Can you imagine if, barely weeks after agreeing to spend the rest of your life with someone, you couldn’t open a webpage without noticing some online wag wishing your nuptials would go down in flames? Everyone Googles themselves. It's the internet age. I don’t think people of a certain age understand the way the manifest will of the extremely online bleeds into the life of the average millennial. This is a generation more likely to believe in astrology than self-determination. Even the stars see their fate as lying in the hands of others.

Yes, the Sussexes are annoying. They are. My brothers and I send each other snippets from Haz’s little-mentioned memoir Spare to remind me of what an unstoppable arse he is. They would not be at my fantasy dinner party.

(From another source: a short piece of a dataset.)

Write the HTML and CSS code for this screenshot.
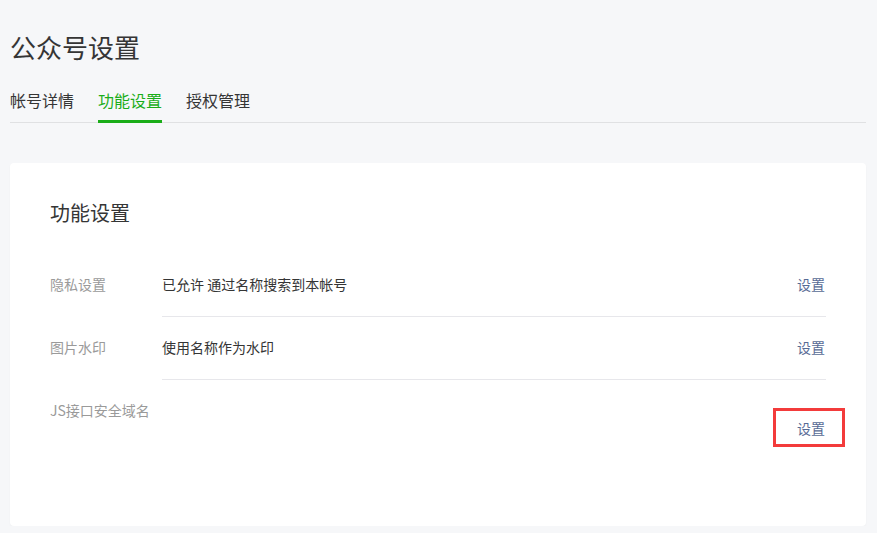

But I can’t help but think of the incessant, intolerable weight on that little family, boring down into every teeny crack that appears in their foundations. All the money in the world and you can’t buy a moment’s peace.

Marriage is the happiest I have ever been, it is magic and mayhem, it is quiet and calm. But it requires discussion, openness, watching for and working on the messy bits, making running repairs. It’s DIY. But I imagine that a flood of noise and derision sure can rot the foundations. The mind boggles at the shame and insecurity that would claim you if the industrial thought complex reached out to dunk on your every marital misstep.

Look mate, you will reply. They don’t want to sh*g you. Give it a rest. But I think this isn’t about celebrity. It’s about family. And it is a demonstrably odd exercise in “I told you so” to wish for one to fall apart. Some people dream of marrying a prince. But I’m okay just getting behind a happy, loving marriage.